A teenage Chinese exchange student who authorities say was the victim of an international online kidnapping scheme has been rescued after nearly freezing to death in a tent outside Salt Lake City.
Authorities say Kai Zhuang, 17, ran away from his host home Dec. 28 after cybercriminals convinced him his family in China was being threatened. His family told police they had paid a $80,000 ransom after Zhuang sent them a photo indicating he was being held against his will.
Investigators announced Sunday that they had found him alone and “very cold and scared” in a snowy canyon northeast of the city and released helicopter and drone video showing them evacuating Zhuang and taking down his tent. Temperatures while he was gone had dipped below freezing.
Zhuang’s disappearance drew international headlines, but authorities now say it appears someone tricked him into running away to force his family to pay ransom.
“We believed the victim was isolating himself at the direction of the cyberkidnappers in a tent,” police said.
Investigators said they’re working with the FBI and Chinese Embassy to find the kidnappers.
“The victim had no heat source inside the tent, only a heat blanket, a sleeping bag, limited food and water, and several phones that were presumed to be used to carry out the cyberkidnapping,” the Riverdale Police Department said in a statement Sunday. “The victim only wanted to speak to his family to ensure they were safe and requested a warm cheeseburger, both of which were accomplished on the way back to Riverdale Police Department.”
Police in a different Utah city said they had found Zhuang with camping gear on Dec. 20, got concerned because the weather was cold and took him back to his host family. He didn’t tell them he was already being controlled by the online kidnappers, police said.
When his family in China contacted his school in Utah last Thursday, police quickly discovered his camping gear was missing from his host home and tracked his cellphone to the Brigham Canyon area. They then launched an extensive search using helicopters and drones while an investigator hiked up the canyon.
“Riverdale Police Det. Sgt. (Derek) Engstrom hiked on foot up the mountainside, and came across the victim’s tent in a wooded area,” Riverdale police said. “Sergeant Engstrom contacted the victim inside the tent found he was alive, but very cold, and scared. The victim was relieved to see police.”
Investigators said Zhuang’s case represents a growing type of scam in which cybercriminals targeting exchange students, particularly Chinese exchange students, contact the student and their family separately, persuade the student that their family is being threatened, and force them to take photos indicating they have been kidnapped.
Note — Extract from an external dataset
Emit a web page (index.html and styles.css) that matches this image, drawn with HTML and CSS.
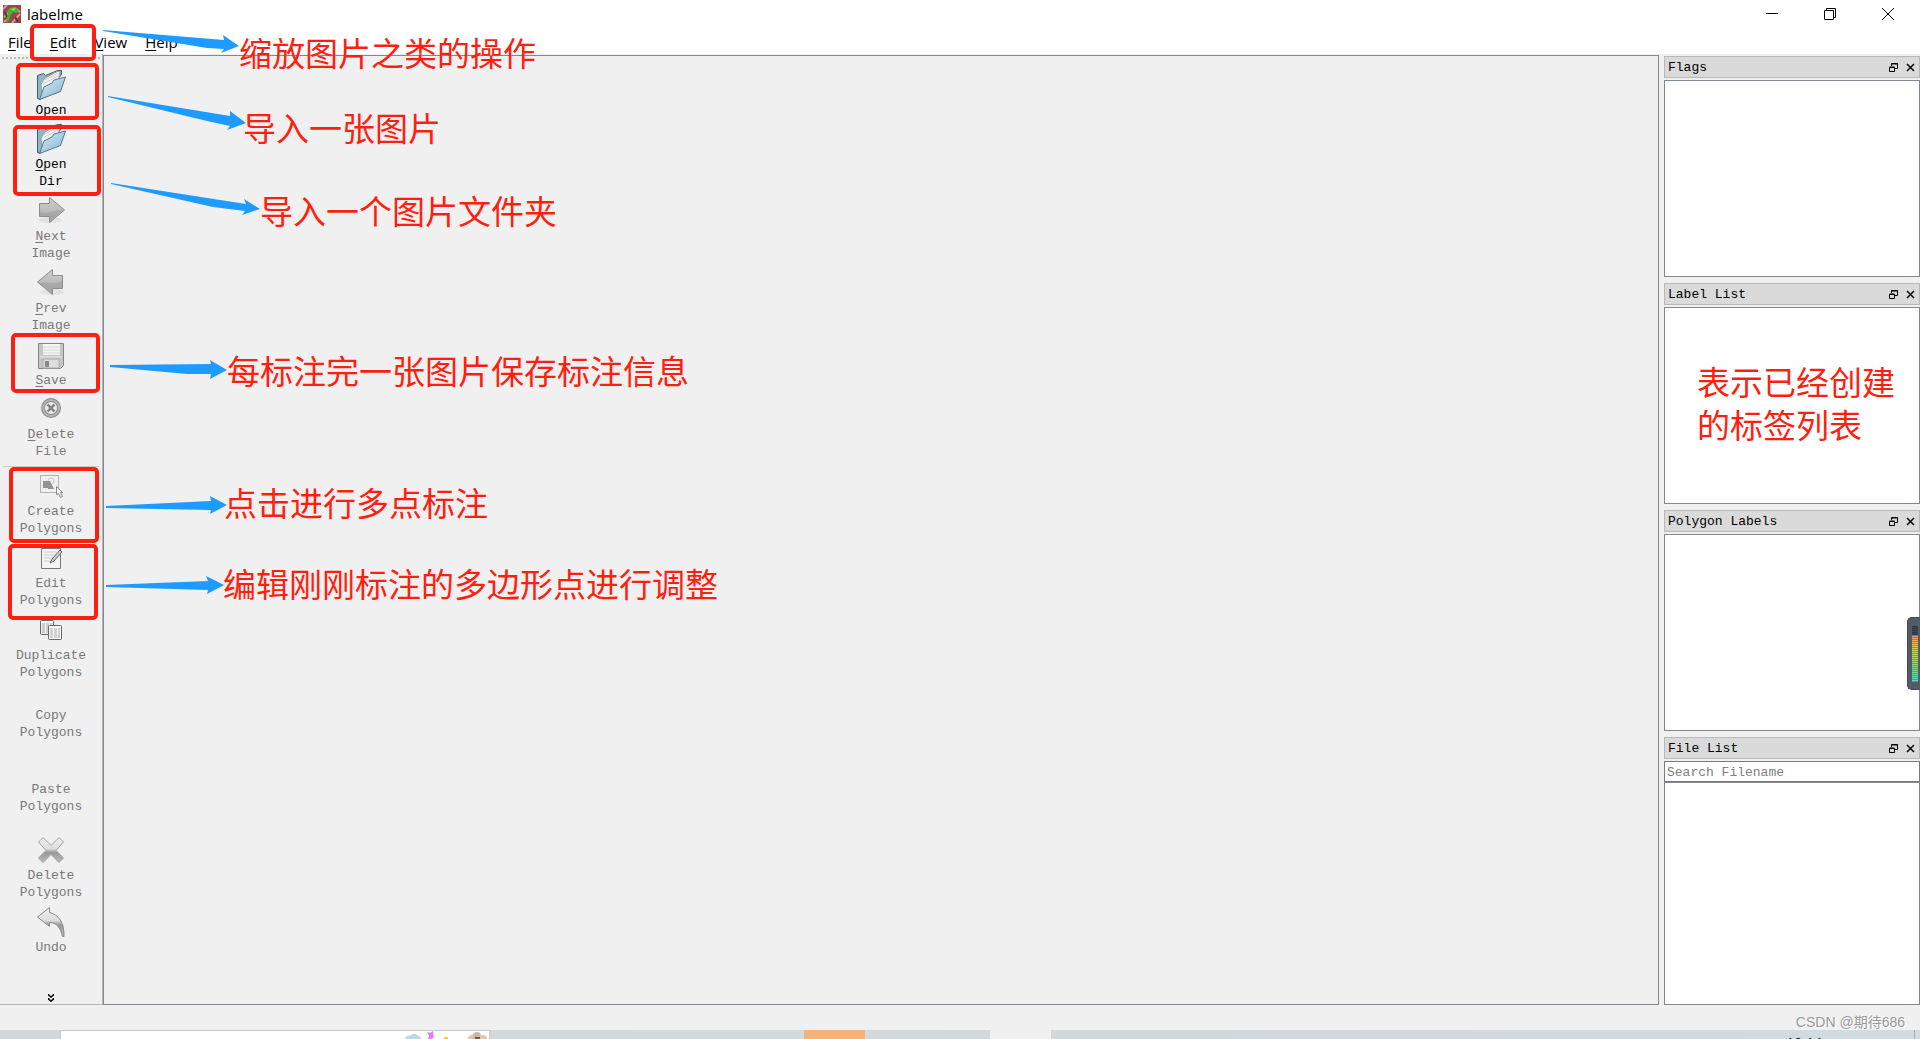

The cybercriminals then use those photos to trick the family into paying ransom, police said.
“The cyberkidnappers continue to extort the family by using fear, tactics, photos, and voice recordings of the victim, leading the family to believe the kidnappers are with the victim causing them harm,” Riverdale police said.
This kind of online kidnapping is a more sophisticated form of virtual kidnapping pioneered in part by Mexican prison inmates who trick wealthy Americans into paying ransoms.